Speaking of media criticism and The New York Times (scroll down to yesterday's post), Brooklyn's Alex Zucker does a helluva job of picking apart the paper.... Leaps and bounds better than what's-his-face, in my all-too-biased opinion. (Alex is an aquaintance of mine twice over: He's friends with two friends in Prague, and independently friends with two friends in New York.)

Sullivan bitches today of "The coming spin: You can see it now. Chaos. Looting. Disorder. Losing the peace.... By Sunday, or sooner, you-know-who [meaning, presumably, R.W. Apples of the Times] will probably have a front-page 'news analysis' that will describe the joy of liberation being transformed into the nightmare of a Hobbesian quicksand of ever-looming cliches."

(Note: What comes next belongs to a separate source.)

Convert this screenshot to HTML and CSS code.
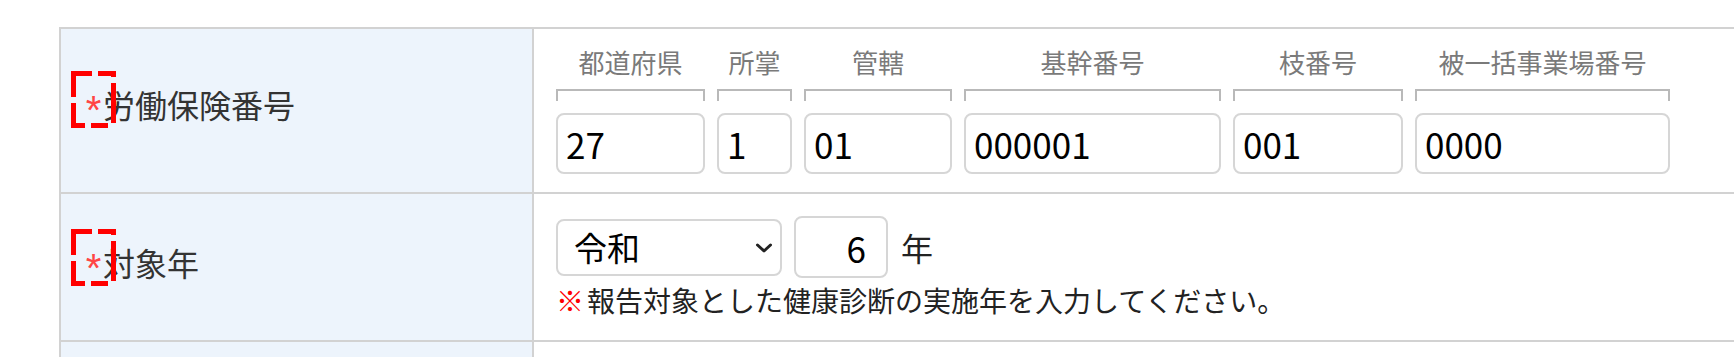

Wait. I'm vehemently opposed to cliches, too, but this is supposed to be a criticism? That story is already panning out on CNN right now, and I'm afraid it's not "spin" at all. Sullivan's so-called critique is no better -- not a whit -- than those craven anti-war types surely complaining about the "propagandistic" pictures of Iraqis celebrating the downfull of Saddam. Fact: Iraqis are celebrating. Fact: There is chaos in Iraq. Deal with it already.

The real crime, if there is one, is what Alex points out on Stickfinger: "Not a word about humanitarian aid or relief for Iraq in the Monday, April 7, New York Times. Not a one."